__Task directions__
Retype the data exactly, from its first line to the line containing "const active = ref(0)", including both, and skip any picture.

__Supplied information__
....................
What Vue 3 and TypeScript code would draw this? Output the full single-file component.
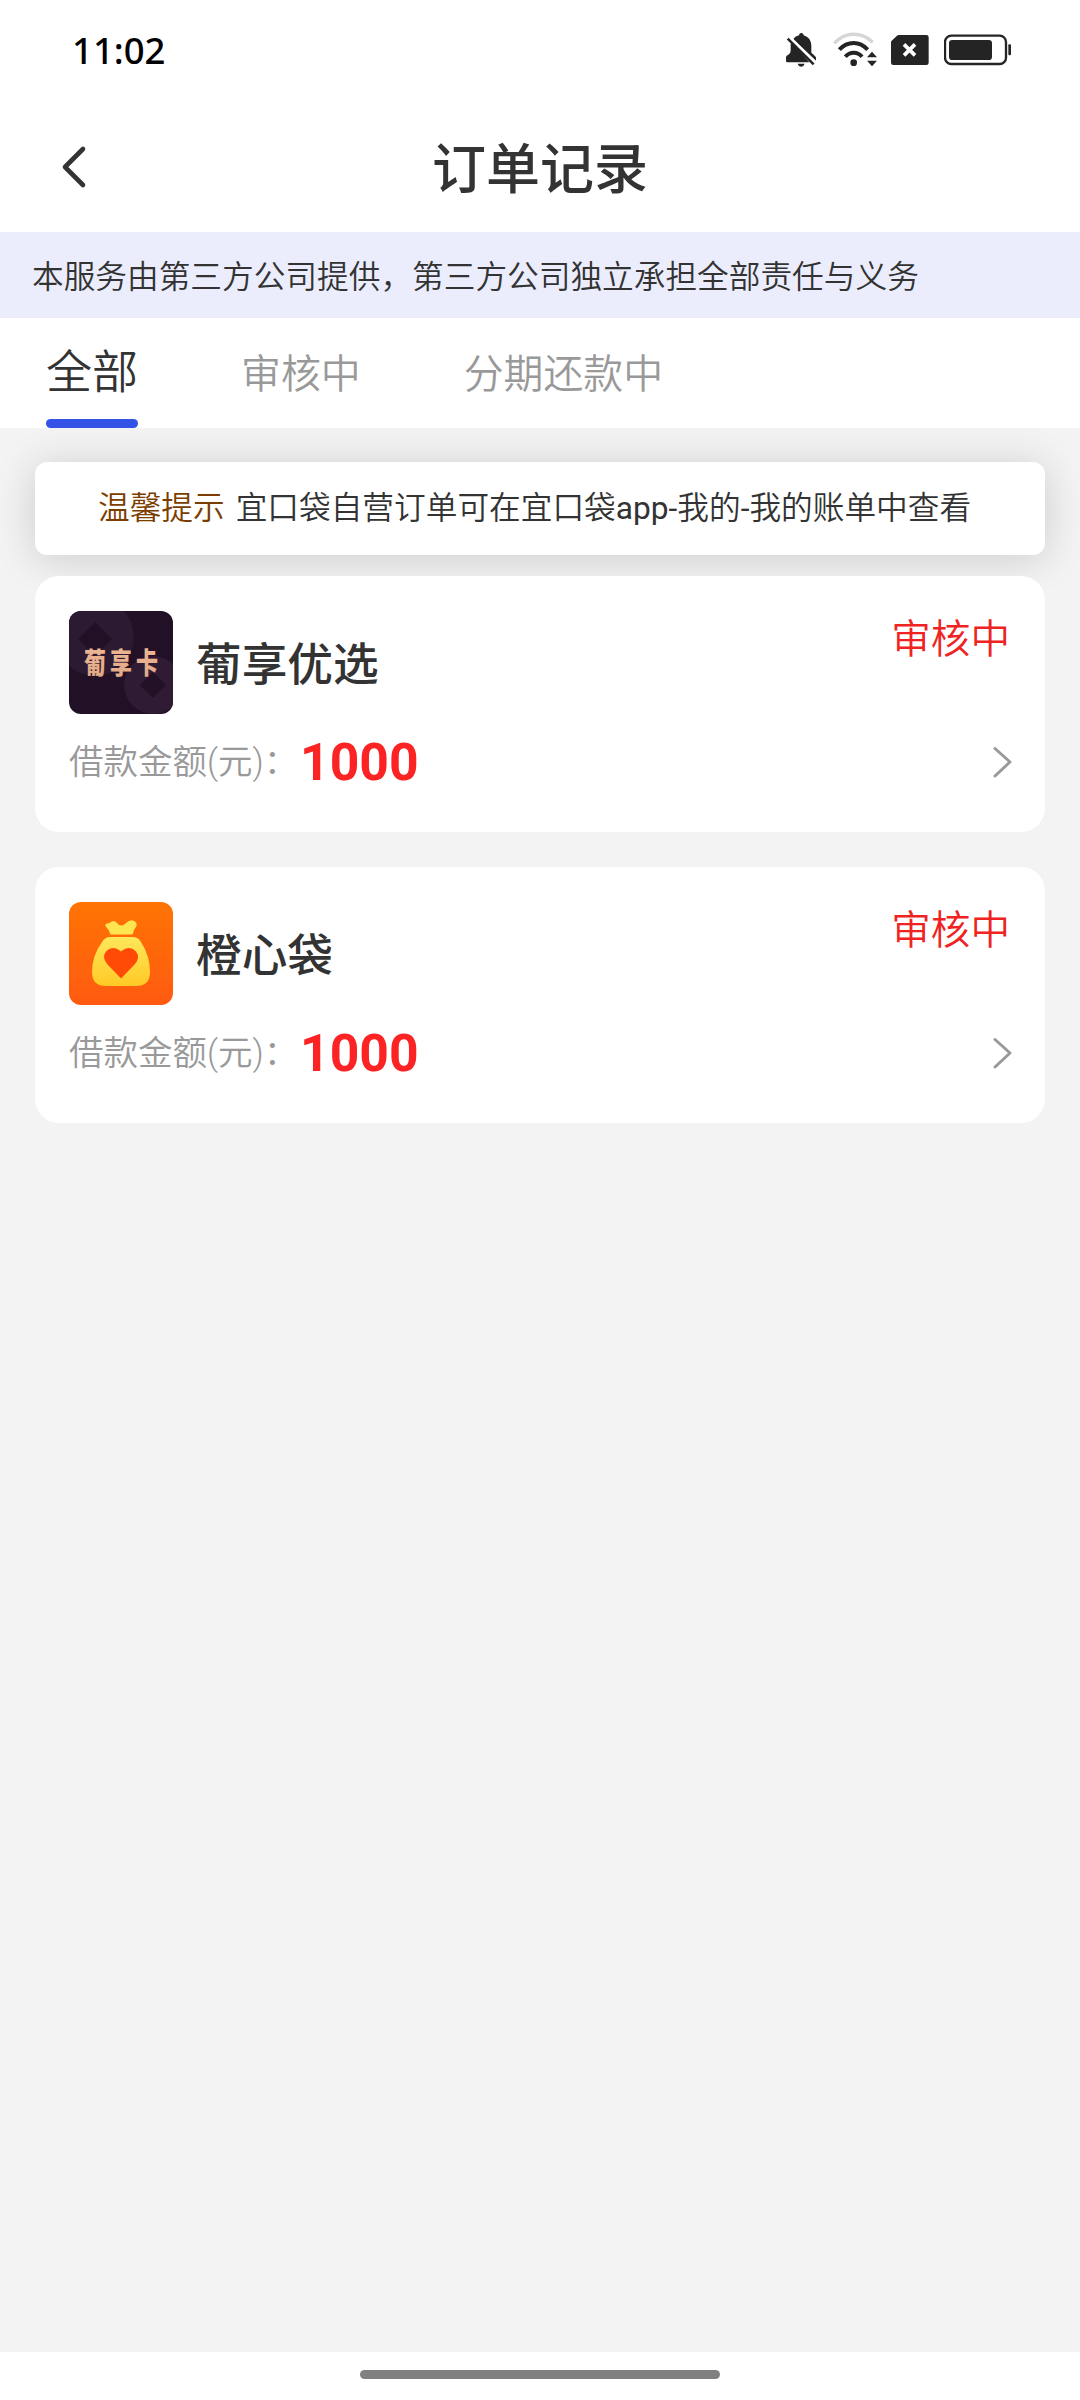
<script setup lang="ts">
import { ref } from 'vue'

interface Order {
  id: number
  name: string
  logo: 'card' | 'bag'
  amount: number
  status: string
}

const tabs = ['全部', '审核中', '分期还款中']
const active = ref(0)

const orders: Order[] = [
  { id: 1, name: '葡享优选', logo: 'card', amount: 1000, status: '审核中' },
  { id: 2, name: '橙心袋', logo: 'bag', amount: 1000, status: '审核中' },
]
</script>

<template>
  <div class="page">
    <div class="statusbar">
      <span class="clock">11:02</span>
      <div class="indicators">
        <!-- muted bell -->
        <svg class="i-bell" viewBox="78 66 90 108">
          <path d="M99 88 Q107 78 117 76 Q118 69 124 69 Q130 69 131 76 Q152 82 154 106 V128 Q162 134 168 142 V152 Z" fill="#242424" />
          <path d="M92 102 Q94 98 96 98 L148 157 H82 Q78 157 78 153 V141 Q79 137 84 135 Q92 131 92 122 Z" fill="#242424" />
          <path d="M88 81 L166 158" stroke="#fff" stroke-width="9" />
          <path d="M83 86 L161 163" stroke="#242424" stroke-width="7.5" />
          <path d="M113 161 H134 Q131 170 124 170 Q116 170 113 161 Z" fill="#242424" />
        </svg>
        <!-- wifi -->
        <svg class="i-wifi" viewBox="219 66 135 108" fill="none">
          <path d="M223 100 Q248 73 281 73 Q314 73 338 97" stroke="#d6d6d6" stroke-width="10.5" />
          <path d="M238 119 Q256 99 281 99 Q305 99 323 119" stroke="#242424" stroke-width="12" />
          <path d="M256 140 Q266 128 281 128 Q296 128 306 140" stroke="#242424" stroke-width="12" />
          <circle cx="281" cy="158" r="10" fill="#242424" />
          <path d="M336 125 L351 142 H321 Z M336 169 L351 152 H321 Z" fill="#242424" />
        </svg>
        <!-- missing sim -->
        <svg class="i-sim" viewBox="393 66 114 108">
          <path d="M416 75 H499 Q506 75 506 82 V158 Q506 165 499 165 H400 Q393 165 393 158 V97 Q393 94 395 92 L411 77 Q413 75 416 75 Z" fill="#242424" />
          <path d="M432 103 L465 136 M465 103 L432 136" stroke="#fff" stroke-width="11" />
        </svg>
        <!-- battery -->
        <svg class="i-bat" viewBox="552 66 204 108">
          <rect x="555" y="77" width="183" height="85" rx="19" fill="none" stroke="#242424" stroke-width="7" />
          <rect x="567" y="90" width="129" height="60" rx="10" fill="#242424" />
          <rect x="745" y="103" width="8" height="33" rx="3" fill="#242424" />
        </svg>
      </div>
    </div>

    <header class="navbar">
      <svg class="back" viewBox="0 0 30 46" fill="none">
        <path d="M24 5 L6 23 L24 41" stroke="#333" stroke-width="4.600" stroke-linecap="round" stroke-linejoin="round" />
      </svg>
      <h1>订单记录</h1>
    </header>

    <div class="notice">本服务由第三方公司提供，第三方公司独立承担全部责任与义务</div>

    <nav class="tabs">
      <button
        v-for="(t, i) in tabs"
        :key="t"
        class="tab"
        :class="{ active: active === i }"
        @click="active = i"
      >
        <span>{{ t }}</span>
      </button>
    </nav>

    <main class="content">
      <div class="tip"><span class="tip-label">温馨提示</span><span>宜口袋自营订单可在宜口袋<b class="latin">app-</b>我的<b class="latin">-</b>我的账单中查看</span></div>

      <section v-for="o in orders" :key="o.id" class="card">
        <div class="card-head">
          <svg v-if="o.logo === 'card'" class="logo" viewBox="0 0 104 103">
            <defs>
              <linearGradient id="gold" x1="0" y1="0" x2="0" y2="1">
                <stop offset="0" stop-color="#f0b995" />
                <stop offset="1" stop-color="#dfa684" />
              </linearGradient>
            </defs>
            <rect width="104" height="103" fill="#211026" />
            <circle cx="26" cy="26" r="39" fill="#2c1932" />
            <path d="M26 11 L43 28 L26 44 L9 28 Z" fill="#211026" />
            <circle cx="84" cy="74" r="29" fill="#301b34" />
            <path d="M84 61 L97 74 L84 87 L71 74 Z" fill="#211026" />
            <text class="logo-text" transform="translate(15 63) scale(1 1.320)" fill="url(#gold)">葡享卡</text>
          </svg>
          <svg v-else class="logo" viewBox="0 0 104 103">
            <defs>
              <linearGradient id="orange" x1="0" y1="0" x2="0" y2="1">
                <stop offset="0" stop-color="#ff7404" />
                <stop offset="1" stop-color="#ff5a10" />
              </linearGradient>
              <linearGradient id="yellow" x1="0" y1="0" x2="0" y2="1">
                <stop offset="0" stop-color="#ffe75a" />
                <stop offset="1" stop-color="#ffc926" />
              </linearGradient>
            </defs>
            <rect width="104" height="103" fill="url(#orange)" />
            <path d="M41 31.500 Q40 27.500 36.700 24.500 Q35.500 22.500 38 21.500 Q40 21.500 42 20 Q45 17.500 48 21 Q51.500 25.500 56 22 Q60 17.500 64 18.500 Q68.500 20 67.500 24 Q64.500 27.500 64 31.500 Q64 32.500 62.500 32.500 H42.500 Q41 32.500 41 31.500 Z" fill="#ffe54f" />
            <path d="M41 35 H64 Q69 35 72 40 Q81 54 81 70 Q81 84 67 84 H37 Q23 84 23 70 Q23 54 33 40 Q36 35 41 35 Z" fill="url(#yellow)" />
            <path d="M52 76.500 L38.500 62.500 Q32.500 55.500 37 49.500 Q43 43.500 50 48 L52 49.500 L54 48 Q61 43.500 67 49.500 Q71.500 55.500 66 62 Z" fill="#ff4b05" />
          </svg>
          <h2>{{ o.name }}</h2>
          <span class="state">{{ o.status }}</span>
        </div>
        <div class="card-row">
          <span class="label">借款金额(元)：</span>
          <strong>{{ o.amount }}</strong>
          <svg class="more" viewBox="0 0 22 34" fill="none">
            <path d="M3 3.500 L18 17 L3 31" stroke="#999" stroke-width="3" stroke-linecap="round" stroke-linejoin="round" />
          </svg>
        </div>
      </section>
    </main>

    <footer class="homebar"><i></i></footer>
  </div>
</template>

<style>
body {
  margin: 0;
  background: #fff;
}
</style>

<style scoped>
.page {
  width: 1080px;
  height: 2400px;
  display: flex;
  flex-direction: column;
  background: #fff;
  color: #333;
  font-family: Roboto, "Noto Sans CJK SC", sans-serif;
  font-weight: 350;
  overflow: hidden;
}
.statusbar {
  height: 100px;
  box-sizing: border-box;
  padding: 0 68px 0 72px;
  display: flex;
  justify-content: space-between;
  flex: none;
}
.clock {
  font: 500 36.500px/40px "Noto Sans", sans-serif;
  letter-spacing: 0;
  margin-top: 30px;
  color: #000;
}
.indicators {
  display: flex;
  margin-top: 32px;
}
.indicators svg {
  height: 36px;
}
.i-bell { width: 30px; margin-right: 17px; }
.i-wifi { width: 45px; margin-right: 13px; }
.i-sim { width: 38px; margin-right: 15px; }
.i-bat { width: 68px; }
.navbar {
  height: 132px;
  flex: none;
  display: grid;
  grid-template-columns: 150px 1fr 150px;
  align-items: start;
}
.back {
  width: 30px;
  height: 46px;
  margin: 44px 0 0 58.500px;
}
h1 {
  margin: 31px 0 0;
  font-size: 54px;
  line-height: 80px;
  font-weight: 500;
  text-align: center;
}
.notice {
  height: 86px;
  flex: none;
  background: #ebedfc;
  font-size: 31.680px;
  line-height: 91px;
  padding-left: 32px;
  box-sizing: border-box;
  white-space: nowrap;
}
.tabs {
  height: 110px;
  flex: none;
  display: flex;
  padding-left: 46px;
  background: #fff;
  position: relative;
  z-index: 1;
}
.tab {
  border: 0;
  background: none;
  padding: 0;
  margin-right: 103px;
  font-family: inherit;
  font-weight: inherit;
  font-size: 39.900px;
  line-height: 113px;
  color: #999;
  display: flex;
  flex-direction: column;
  height: 110px;
}
.tab.active {
  font-size: 46px;
  color: #333;
}
.tab span {
  height: 101px;
}
.tab.active span {
  line-height: 108px;
}
.tab.active::after {
  content: "";
  height: 9px;
  width: 100%;
  border-radius: 5px;
  background: #3352e6;
}
.content {
  flex: 1;
  background: #f3f3f3;
  padding: 34px 35px 0;
}
.tip {
  height: 93px;
  border-radius: 12px;
  background: #fff;
  box-shadow: 0 4px 42px rgba(0, 0, 0, 0.16);
  margin-bottom: 21px;
  padding-left: 63px;
  font-size: 31.680px;
  line-height: 94px;
  white-space: nowrap;
}
.tip-label {
  color: #7c3e00;
  margin-right: 11px;
}
.latin {
  font-weight: 400;
}
.card {
  position: relative;
  height: 256px;
  box-sizing: border-box;
  border-radius: 24px;
  background: #fff;
  margin-bottom: 35px;
  padding: 35px 35px 0 34px;
}
.card-head {
  display: flex;
  height: 103px;
}
.logo {
  width: 104px;
  height: 103px;
  border-radius: 12px;
  flex: none;
}
.logo-text {
  font-size: 22px;
  font-weight: 900;
  letter-spacing: 4px;
  font-family: "Noto Sans CJK SC", sans-serif;
}
h2 {
  margin: 0 0 0 23px;
  font-size: 45.700px;
  line-height: 110px;
  font-weight: 500;
  flex: 1;
}
.state {
  color: #f02323;
  font-size: 39.600px;
  line-height: 58px;
}
.card-row {
  display: flex;
  align-items: center;
  height: 96px;
}
.label {
  font-size: 34.500px;
  line-height: 50px;
  color: #999;
  width: 231px;
  white-space: nowrap;
}
strong {
  font-size: 51.700px;
  font-weight: 700;
  color: #fb2323;
  flex: 1;
}
.more {
  width: 22px;
  height: 34px;
  margin-right: -4px;
}
.homebar {
  height: 48px;
  flex: none;
  display: flex;
  justify-content: center;
  align-items: flex-start;
}
.homebar i {
  width: 360px;
  height: 9px;
  margin-top: 18px;
  border-radius: 5px;
  background: #808080;
}
</style>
....................
__Full solution__
What Vue 3 and TypeScript code would draw this? Output the full single-file component.
<script setup lang="ts">
import { ref } from 'vue'

interface Order {
  id: number
  name: string
  logo: 'card' | 'bag'
  amount: number
  status: string
}

const tabs = ['全部', '审核中', '分期还款中']
const active = ref(0)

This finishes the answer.